As I ran this ever tougher course, I thought that Mr. Mouse’s mind just has to be twisted to an untold extent. I also had to smile at how horrid Joe De Sena’s obstacles and challenges once seemed (Spartan Race Founder and another twisted fellow). Boy, did they pale in comparison.
I was actually surprised that there had only been one death over the last 30 years. The majority of people don’t reach that dangerous point (luckily) as they’re pulled out of the race as soon as they’re too hypothermic to continue. There’s a lot of broken bones, twisted ankles and other injuries that are par for the course at an OCR.
This year’s event has gotten mixed reviews online. Some are praising it as the best race they’ve done, while others complain that it was too slow with many queues. I side with the first crowd.
What about the competing athletes?
Even though there’s one heat, Tough Guy has its competitive side. The first few hundred elites are always at the front of the starting line pack.
This year’s results weren’t surprising, as the top of the finishers were two of the UK’s endurance greats:
Jon Albon and James Appleton (3x Tough Guy winner).

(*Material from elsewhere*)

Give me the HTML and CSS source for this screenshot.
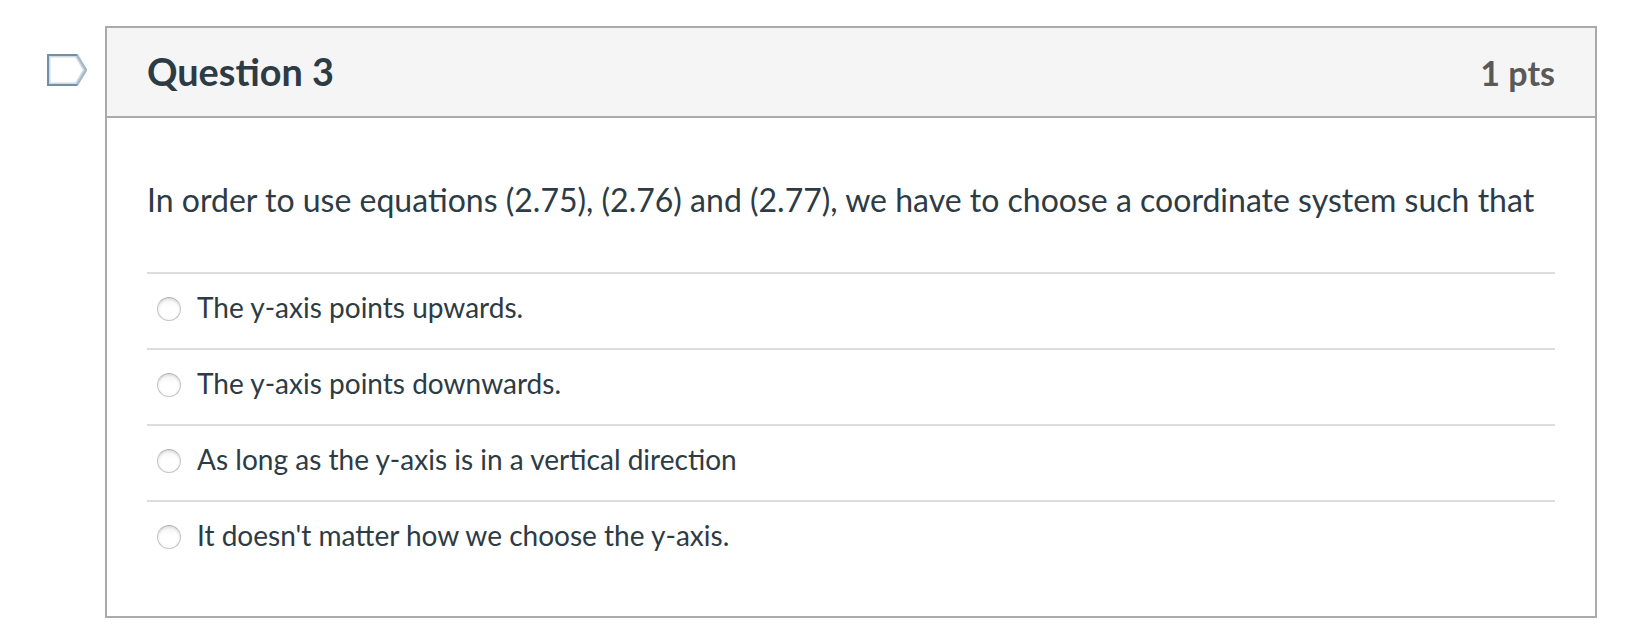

In comparison, with all the queueing it took me 3 hours to finish:
You can see how destroyed I look – it’s exactly how I felt.
If you wonder what the terrain’s like or how the course maps out on the 600 acre farm, here’s my Strava entry:
After those hours of true grit, I tumbled down the finishers hill and somehow found my way to my partner in crime Helena. We had a meeting spot and an estimated time of 2 hours 15 mins after start. After which I told her to check the paramedic tents. Luckily, she hadn’t raised the alarm when I got to the finish 45 minutes late. Better to arrive late than on crutches!
I’m simultaneously glad and disappointed that it’s the last Tough Guy ever. I didn’t get the hype before I tried it, but I’m sold on it now. I’d return for this challenge even though it destroyed me.